DIRECTION: Write the data out again exactly, dropping any images it holds.

GIVEN MATERIAL:
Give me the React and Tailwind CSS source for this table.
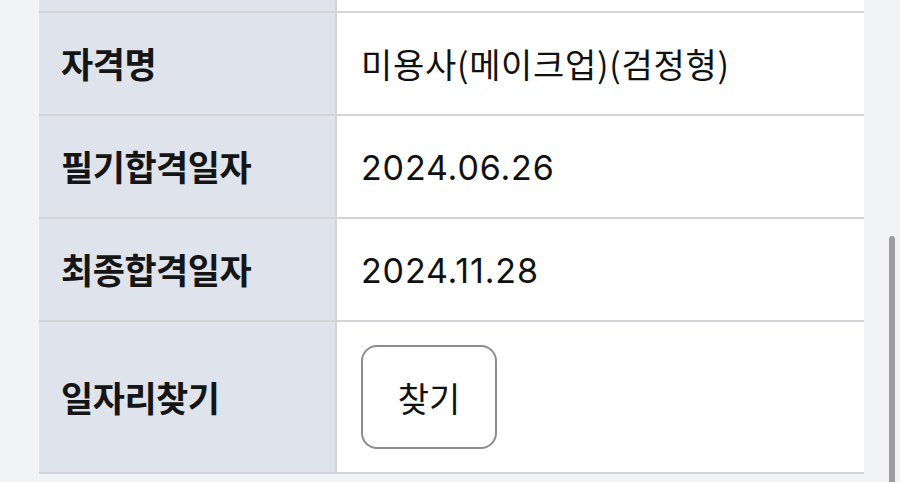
import React from 'react';

const rows = [
  { label: '자격명', value: '미용사(메이크업)(검정형)', num: false },
  { label: '필기합격일자', value: '2024.06.26', num: true },
  { label: '최종합격일자', value: '2024.11.28', num: true },
];

const font = { fontFamily: '"Noto Sans CJK KR", "Noto Sans", sans-serif' };

const Row = ({ label, children, tall }) => (
  <div className={`flex border-b-2 border-[#d3d4d8] ${tall ? 'h-[152px]' : 'h-[103px]'}`}>
    <div className="w-[298px] shrink-0 flex items-center pl-[22px] bg-[#dfe3ec] border-r-2 border-[#d3d4d8]">
      <span className="text-[35px] font-bold text-[#151515] tracking-[-0.5px]">{label}</span>
    </div>
    <div className="flex-1 flex items-center pl-[24px] bg-white">{children}</div>
  </div>
);

export default function App() {
  return (
    <div className="relative w-[900px] h-[482px] overflow-hidden bg-[#f2f3f7]" style={font}>
      <div className="ml-[39px] w-[825px]">
        {/* previous row, cut off at the top */}
        <div className="flex h-[13px] border-b-2 border-[#d3d4d8]">
          <div className="w-[298px] shrink-0 bg-[#dfe3ec] border-r-2 border-[#d3d4d8]" />
          <div className="flex-1 bg-white" />
        </div>
        {rows.map((r) => (
          <Row key={r.label} label={r.label}>
            {r.num ? (
              <span className="font-['Inter','Noto_Sans',sans-serif] text-[34px] text-[#111] tracking-[0.85px] pt-[2px]">
                {r.value}
              </span>
            ) : (
              <span className="text-[34px] text-[#111] tracking-[0.7px]">{r.value}</span>
            )}
          </Row>
        ))}
        <Row label="일자리찾기" tall>
          <button className="w-[136px] h-[104px] rounded-[16px] border-2 border-[#8d8d8f] bg-white text-[34px] text-[#111]">
            찾기
          </button>
        </Row>
      </div>

      {/* scrollbar */}
      <div className="absolute left-[889px] top-[236px] w-[6px] h-[260px] rounded-full bg-[#9b9ba0]" />
    </div>
  );
}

RESULT OF THIS EXERCISE:
Give me the React and Tailwind CSS source for this table.
import React from 'react';

const rows = [
  { label: '자격명', value: '미용사(메이크업)(검정형)', num: false },
  { label: '필기합격일자', value: '2024.06.26', num: true },
  { label: '최종합격일자', value: '2024.11.28', num: true },
];

const font = { fontFamily: '"Noto Sans CJK KR", "Noto Sans", sans-serif' };

const Row = ({ label, children, tall }) => (
  <div className={`flex border-b-2 border-[#d3d4d8] ${tall ? 'h-[152px]' : 'h-[103px]'}`}>
    <div className="w-[298px] shrink-0 flex items-center pl-[22px] bg-[#dfe3ec] border-r-2 border-[#d3d4d8]">
      <span className="text-[35px] font-bold text-[#151515] tracking-[-0.5px]">{label}</span>
    </div>
    <div className="flex-1 flex items-center pl-[24px] bg-white">{children}</div>
  </div>
);

export default function App() {
  return (
    <div className="relative w-[900px] h-[482px] overflow-hidden bg-[#f2f3f7]" style={font}>
      <div className="ml-[39px] w-[825px]">
        {/* previous row, cut off at the top */}
        <div className="flex h-[13px] border-b-2 border-[#d3d4d8]">
          <div className="w-[298px] shrink-0 bg-[#dfe3ec] border-r-2 border-[#d3d4d8]" />
          <div className="flex-1 bg-white" />
        </div>
        {rows.map((r) => (
          <Row key={r.label} label={r.label}>
            {r.num ? (
              <span className="font-['Inter','Noto_Sans',sans-serif] text-[34px] text-[#111] tracking-[0.85px] pt-[2px]">
                {r.value}
              </span>
            ) : (
              <span className="text-[34px] text-[#111] tracking-[0.7px]">{r.value}</span>
            )}
          </Row>
        ))}
        <Row label="일자리찾기" tall>
          <button className="w-[136px] h-[104px] rounded-[16px] border-2 border-[#8d8d8f] bg-white text-[34px] text-[#111]">
            찾기
          </button>
        </Row>
      </div>

      {/* scrollbar */}
      <div className="absolute left-[889px] top-[236px] w-[6px] h-[260px] rounded-full bg-[#9b9ba0]" />
    </div>
  );
}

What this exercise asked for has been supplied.